- [Supplied material]:
┄┄┄┄┄┄
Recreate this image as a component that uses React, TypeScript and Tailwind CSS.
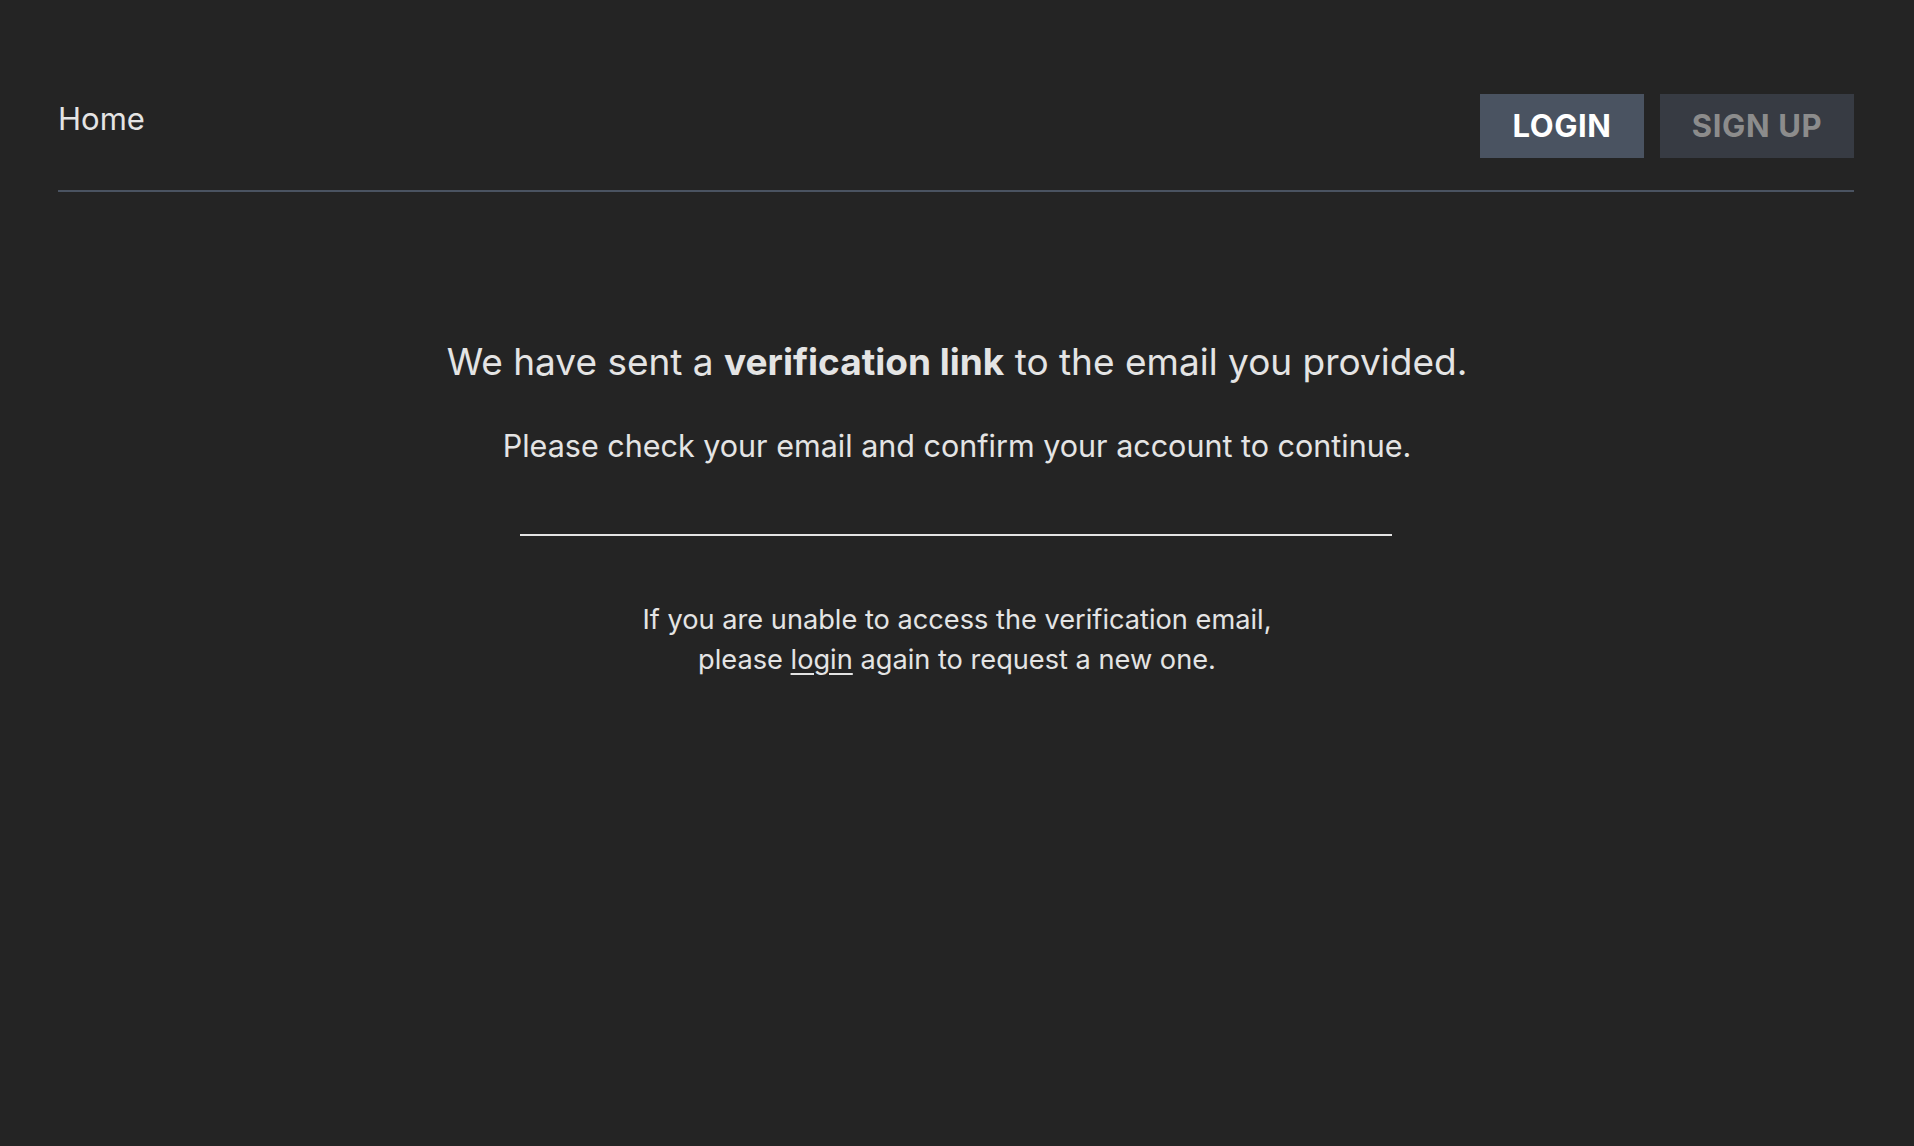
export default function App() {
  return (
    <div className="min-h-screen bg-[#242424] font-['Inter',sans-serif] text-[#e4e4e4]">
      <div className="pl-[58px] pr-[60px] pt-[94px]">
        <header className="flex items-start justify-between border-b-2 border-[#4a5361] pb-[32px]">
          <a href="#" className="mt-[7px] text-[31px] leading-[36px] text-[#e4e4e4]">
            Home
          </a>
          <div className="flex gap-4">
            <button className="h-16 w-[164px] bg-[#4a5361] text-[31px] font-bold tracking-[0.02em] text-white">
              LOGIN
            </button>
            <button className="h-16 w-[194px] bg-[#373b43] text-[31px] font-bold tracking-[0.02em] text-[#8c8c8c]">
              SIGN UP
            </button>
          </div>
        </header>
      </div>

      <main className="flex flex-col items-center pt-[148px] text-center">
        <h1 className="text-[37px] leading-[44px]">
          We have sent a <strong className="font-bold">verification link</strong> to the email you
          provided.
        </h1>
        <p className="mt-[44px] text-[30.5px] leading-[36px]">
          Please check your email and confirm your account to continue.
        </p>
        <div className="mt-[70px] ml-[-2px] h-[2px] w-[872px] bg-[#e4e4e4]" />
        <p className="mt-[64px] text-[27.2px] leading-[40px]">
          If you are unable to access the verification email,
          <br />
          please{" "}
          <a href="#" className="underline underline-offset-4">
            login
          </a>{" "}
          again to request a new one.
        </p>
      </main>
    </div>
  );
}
┄┄┄┄┄┄
- [Instructions to follow]: Your task is to repeat the material above exactly, without its pictures.

- [Exercise solution]:
Recreate this image as a component that uses React, TypeScript and Tailwind CSS.
export default function App() {
  return (
    <div className="min-h-screen bg-[#242424] font-['Inter',sans-serif] text-[#e4e4e4]">
      <div className="pl-[58px] pr-[60px] pt-[94px]">
        <header className="flex items-start justify-between border-b-2 border-[#4a5361] pb-[32px]">
          <a href="#" className="mt-[7px] text-[31px] leading-[36px] text-[#e4e4e4]">
            Home
          </a>
          <div className="flex gap-4">
            <button className="h-16 w-[164px] bg-[#4a5361] text-[31px] font-bold tracking-[0.02em] text-white">
              LOGIN
            </button>
            <button className="h-16 w-[194px] bg-[#373b43] text-[31px] font-bold tracking-[0.02em] text-[#8c8c8c]">
              SIGN UP
            </button>
          </div>
        </header>
      </div>

      <main className="flex flex-col items-center pt-[148px] text-center">
        <h1 className="text-[37px] leading-[44px]">
          We have sent a <strong className="font-bold">verification link</strong> to the email you
          provided.
        </h1>
        <p className="mt-[44px] text-[30.5px] leading-[36px]">
          Please check your email and confirm your account to continue.
        </p>
        <div className="mt-[70px] ml-[-2px] h-[2px] w-[872px] bg-[#e4e4e4]" />
        <p className="mt-[64px] text-[27.2px] leading-[40px]">
          If you are unable to access the verification email,
          <br />
          please{" "}
          <a href="#" className="underline underline-offset-4">
            login
          </a>{" "}
          again to request a new one.
        </p>
      </main>
    </div>
  );
}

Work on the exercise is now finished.